Web-crawling using Python

Today, we are going to know how to crawl iherb using Python, especially information about supplements.

Scheme

Before writing codes, it is important to decide which information is needed and how to store. In this example, assume that I want to collect supplements information for supplement-curating company. Basic information such as product names, images, prices, etc is definitely required and precise nutirion information might be helpful for that service (nutrition, amount, daily value).

Try to define your own scheme before moving on like this:

2021-03-11-crawling_scheme

In many cases, we need to, for example, extract all the “element” information from “nutritions”, so it has better using dictionary type and set clear key values.

Code Implementation

Let’s start to crawl :fire:

First, import libraries

from selenium import webdriver
from selenium.webdriver.common.by import By
from selenium.webdriver.support.ui import WebDriverWait   
from selenium.webdriver.support import expected_conditions as EC
from selenium.common.exceptions import TimeoutException    

import urllib.request
import requests
from bs4 import BeautifulSoup

import time
import numpy as np
import pandas as pd

import json
import re
import os

Below returns element located in ${selector}. We will use this to build get_details.

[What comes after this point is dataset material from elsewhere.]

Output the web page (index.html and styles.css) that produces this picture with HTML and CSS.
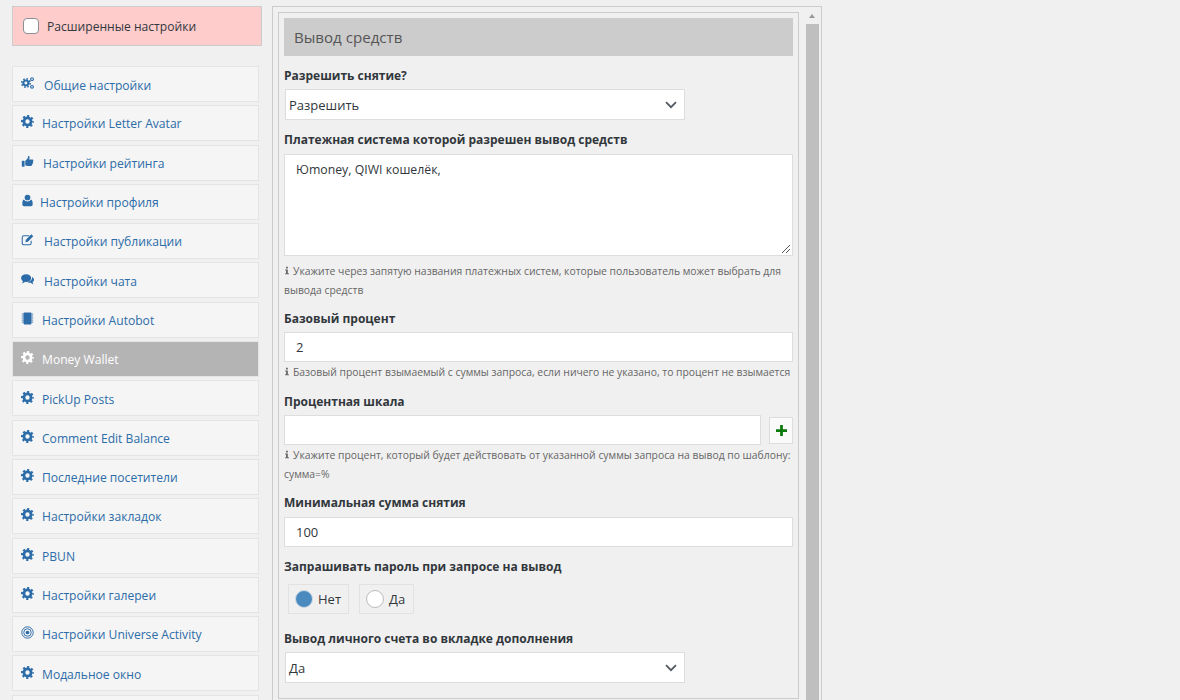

browser.find_element_by_css_selector(${selector}).text

def download_img(img, fname):
    img_download_req = requests.get(img)
    img_file = open(fname, "wb")
    img_file.write(img_download_req.content)
    img_file.close()

def get_nutrition_info(nutritions):
    magic_word = ['영양소 기준치', 'DV','Daily Value', '일별 가치','Serving']
    exit_word = ['권장량', '기준치', '습니다', '됩니다']

    regex = re.compile(r'(?:mg|mcg|kg|ml|q.s.|ui|M|g|µg)')

    x = nutritions.split('\n')[1:]
    x = [val for val in x if not any(w in val for w in magic_word)]
    x = [val for val in x if not any(w in val for w in exit_word)]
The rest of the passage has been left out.